2. Although the majority affirms the grant of summary judgment to Caldwell Electrical Contractors because Cieplinski could not establish that its actions were the proximate cause of his injury, the trial court granted summary judgment to Caldwell based upon the acceptance doctrine. This doctrine provides that when

*279the work of an independent contractor is completed, turned over to, and accepted by the owner, the contractor is not liable to third persons for damages or injuries subsequently suffered by reason of the condition of the work, even though he was negligent in carrying out the contract, at least, if the defect is not hidden but readily observable on reasonable inspection.

(Citations and punctuation omitted.) Peachtree North Apts. Co. v. Huffman-Wolfe Co., 126 Ga. App. 594 (191 SE2d 485) (1972). The record shows that Caldwell was hired by GRM to install lights in the tunnel consistent with OSHA standards, and after Caldwell completed the work, GRM accepted it. Therefore, even assuming that Caldwell was negligent in not installing another light switch in the tunnel, the absence of the light switch was readily observable on reasonable inspection and was not a hidden defect. Accordingly, the trial court did not err by granting summary judgment to Caldwell Electrical Contractors.

3. I would also affirm the grant of summary judgment to Fred Fairchild because, as a construction design professional, Fairchild cannot be liable as a matter of law. OCGA§ 34-9-11 (a). Our Supreme Court has construed this section as creating

three express exceptions to the employee’s right to sue a third party, granting immunity from tort liability to employees of the same employer, persons who provide workers’ compensation benefits under a contract with the employer, and “construction design professionals.”

(Footnotes omitted.) Warden v. Hoar Constr. Co., 269 Ga. 715, 716 (1) (507 SE2d 428) (1998); Cotton v. Bowen, 241 Ga. App. 543, 545 (2) (524 SE2d 737) (1999). As defined in OCGA § 34-9-11 (b), a “construction design professional” is

any person who is an architect, professional engineer, landscape architect, geologist, or land surveyor who has been issued a license pursuant to Chapter 4, 15, 19, or 23 of Title 43 or any corporation organized to render professional services in Georgia through the practice of one or more such technical professions as architecture, professional engineering, landscape architecture, geology, or land surveying.

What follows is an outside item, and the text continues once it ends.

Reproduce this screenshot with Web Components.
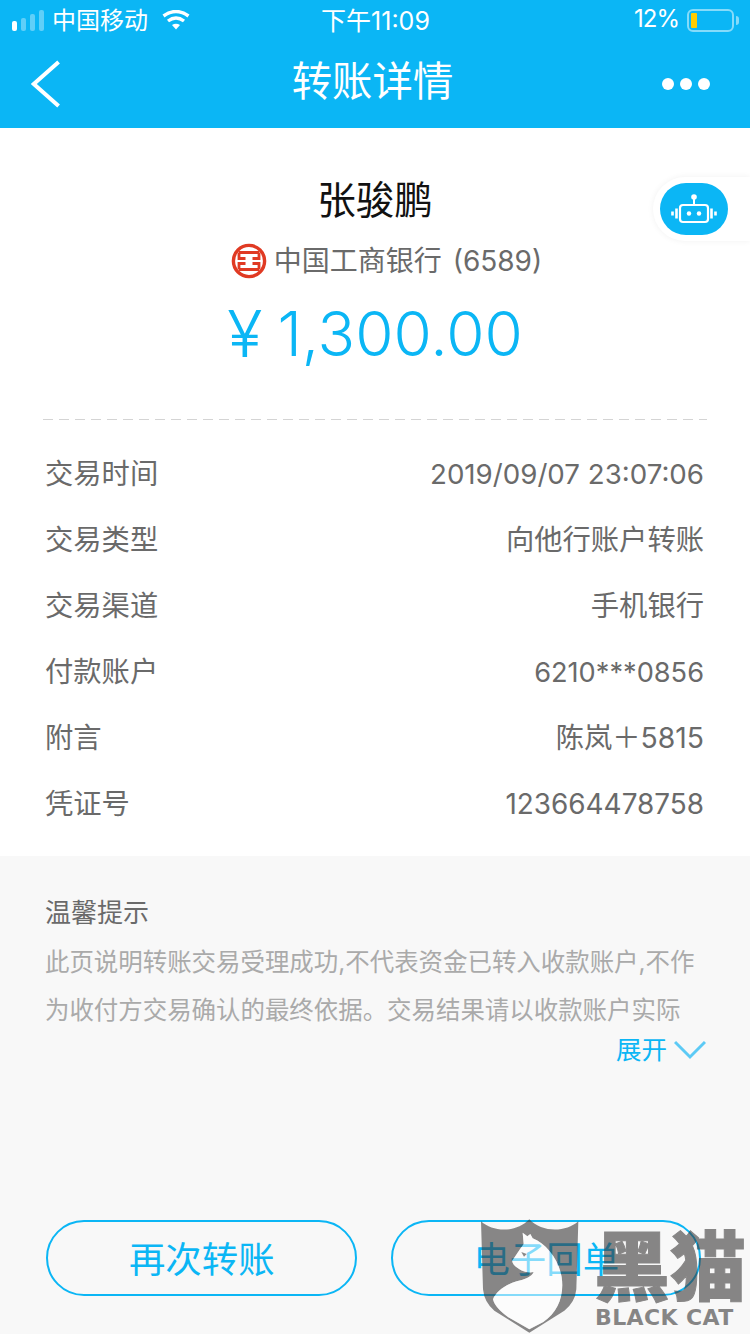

Cowart v. Crown American Properties, 258 Ga. App. 21, 23 (1) (572 SE2d 706) (2002).

*280Decided July 5, 2006. Matthews & Steel, John D. Steel, Douglas P. McManamy, for appellant. Stewart, Melvin & Frost, J. Douglas Stewart, Carlock, Copeland, Sender & Stair, David F. Root, Hall, Booth, Smith & Slover, Mark W. Wortham, John C. Cheshire, for appellees.

This record shows that Fairchild, a professional engineer and university professor of grain science and industry, was retained as an advisor by GRM, Cieplinski’s employer, to review Henning’s plans for the mill and determine whether the feed mill would function as planned. He had no role in the design of the mill. Therefore, as Fairchild was a construction design professional within the meaning of OCGA § 34-9-11 (a) and (b), he is immune from suit, and the trial court’s grant of summary judgment to him, even if on different grounds, is not reversible error. On appeal, a grant of summary judgment will be affirmed if it is right for any reason. Malaga Mgmt. Co. v. John Deere Co., 208 Ga. App. 764, 767 (5) (431 SE2d 746) (1993).

Therefore, although I concur in the majority’s affirmance of the grants of summary judgment to Caldwell Electrical Contractors and Fred Fairchild, albeit upon other grounds, I must respectfully dissent from the grant of summary judgment to Henning Construction Company.